5. Trying to Show Exact Values
Circles are not precise. If you need precision, use a bar chart or a table. Circle scatter plots are for patterns and relationships, not exact readings.
Sizing: The Math Behind It
Circle area represents the third variable, but most people code by radius by mistake. This distorts your data:
- Area scaling — Correct. Area proportional to value.
- Radius scaling — Wrong. Doubling the radius quadruples the area.

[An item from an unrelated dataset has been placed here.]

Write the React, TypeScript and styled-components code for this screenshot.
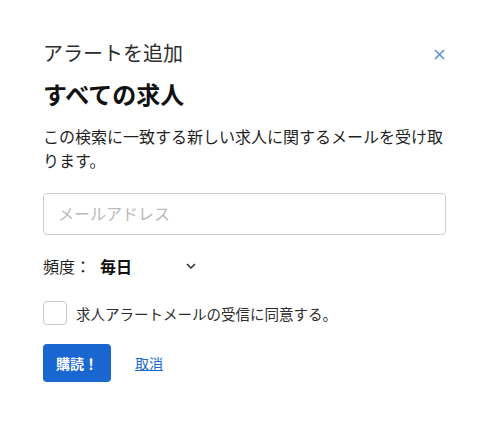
import styled, { createGlobalStyle } from "styled-components";

const GlobalStyle = createGlobalStyle`
    body {
        margin: 0;
        background: #ffffff;
        font-family: "Noto Sans", "Noto Sans CJK JP", sans-serif;
        color: #1f1f1f;
    }
`;

const Dialog = styled.div`
    width: 489px;
    box-sizing: border-box;
    padding: 40px 43px 40px 43px;
`;

const TopRow = styled.div`
    display: flex;
    align-items: center;
    justify-content: space-between;
    height: 28px;
`;

const Title = styled.h2`
    margin: 0;
    font-size: 20px;
    font-weight: 400;
    line-height: 28px;
    color: #2d2d2d;
`;

const CloseButton = styled.button`
    border: none;
    background: none;
    padding: 0;
    width: 14px;
    height: 14px;
    display: flex;
    align-items: center;
    justify-content: center;
    cursor: pointer;
`;

const Heading = styled.h1`
    margin: 11px 0 0 0;
    font-size: 24px;
    font-weight: 700;
    line-height: 32px;
    color: #111111;
`;

const Description = styled.p`
    margin: 14px 0 0 0;
    font-size: 16px;
    line-height: 24px;
    color: #1f1f1f;
`;

const EmailInput = styled.input`
    display: block;
    margin-top: 20px;
    width: 100%;
    height: 42px;
    box-sizing: border-box;
    border: 1px solid #cccccc;
    border-radius: 4px;
    padding: 0 14px;
    font-family: inherit;
    font-size: 16px;
    &::placeholder {
        color: #b9b9b9;
    }
`;

const FrequencyRow = styled.div`
    display: flex;
    align-items: center;
    margin-top: 19px;
    height: 24px;
    font-size: 16px;
`;

const Label = styled.span`
    color: #1f1f1f;
    width: 57px;
`;

const Select = styled.div`
    display: flex;
    align-items: center;
    justify-content: space-between;
    width: 96px;
    font-weight: 700;
    color: #111111;
`;

const CheckRow = styled.label`
    display: flex;
    align-items: center;
    gap: 9px;
    margin-top: 23px;
    font-size: 14.5px;
    color: #2d2d2d;
`;

const CheckBox = styled.span`
    width: 24px;
    height: 24px;
    box-sizing: border-box;
    border: 1px solid #c9c9c9;
    border-radius: 4px;
`;

const Actions = styled.div`
    display: flex;
    align-items: center;
    gap: 24px;
    margin-top: 19px;
`;

const SubmitButton = styled.button`
    height: 38px;
    padding: 0 13px;
    border: none;
    border-radius: 4px;
    background: #1a67d2;
    color: #ffffff;
    font-family: inherit;
    font-size: 14px;
    font-weight: 700;
`;

const CancelLink = styled.a`
    font-size: 14px;
    color: #1a67d2;
    text-decoration: underline;
`;

const App = () => {
    return (
        <Dialog>
            <GlobalStyle />
            <TopRow>
                <Title>アラートを追加</Title>
                <CloseButton aria-label="閉じる">
                    <svg width="11" height="11" viewBox="0 0 11 11">
                        <path d="M1 1L10 10M10 1L1 10" stroke="#5b8fe0" strokeWidth="1.6" />
                    </svg>
                </CloseButton>
            </TopRow>
            <Heading>すべての求人</Heading>
            <Description>この検索に一致する新しい求人に関するメールを受け取ります。</Description>
            <EmailInput placeholder="メールアドレス" />
            <FrequencyRow>
                <Label>頻度：</Label>
                <Select>
                    <span>毎日</span>
                    <svg width="10" height="6" viewBox="0 0 10 6">
                        <path d="M1 1L5 5L9 1" stroke="#222" strokeWidth="1.4" fill="none" />
                    </svg>
                </Select>
            </FrequencyRow>
            <CheckRow>
                <CheckBox />
                <span>求人アラートメールの受信に同意する。</span>
            </CheckRow>
            <Actions>
                <SubmitButton>購読！</SubmitButton>
                <CancelLink href="#">取消</CancelLink>
            </Actions>
        </Dialog>
    );
};

export default App;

To scale by area correctly:
# If your values are in 'values', scale by square root
sizes = np.sqrt(values) * constant
When to Use a Circle Scatter Plot (And When Not To)
Good use cases:
- Comparing GDP, population, and growth rate across countries
- Visualizing product price, quality rating, and sales volume
- Showing customer segments by acquisition cost, lifetime value, and retention
Bad use cases:
- Time series data (use a line chart)
- Categories with no meaningful size variable (use a regular scatter plot)
- More than 500 points (use a heatmap instead)
Color Coding in Circle Scatter Plots
You can encode a fourth variable with color. Here's how:
import matplotlib.pyplot as plt
import numpy as np
x = np.random.rand(100)
y = np.random.rand(100)
sizes = np.random.rand(100) * 500
colors = np.random.rand(100) # Fourth variable
plt.scatter(x, y, s=sizes, c=colors, cmap='viridis', alpha=0.7)
plt.colorbar(label='Fourth Variable')
plt.show()
Use cmap to pick a color scheme. Use sequential colormaps (like viridis) for continuous variables. Use categorical colors only for distinct groups.
Exporting Your Plot
Matplotlib:
plt.savefig('scatter.png', dpi=300, bbox_inches='tight')
plt.savefig('scatter.pdf', bbox_inches='tight') # Vector, better for print
Plotly:
fig.write_html('scatter.html') # Interactive web embed
fig.write_image('scatter.png', width=1200, height=800) # Static image
The Bottom Line
Circle scatter plots work when you have three variables and fewer than 500 data points. Use alpha to handle overlap. Scale by area, not radius. Keep colors minimal. If your data doesn't fit these constraints, pick a different chart type.
Most people overthink this. Get the data plotted, check if it communicates the pattern clearly, and adjust from there.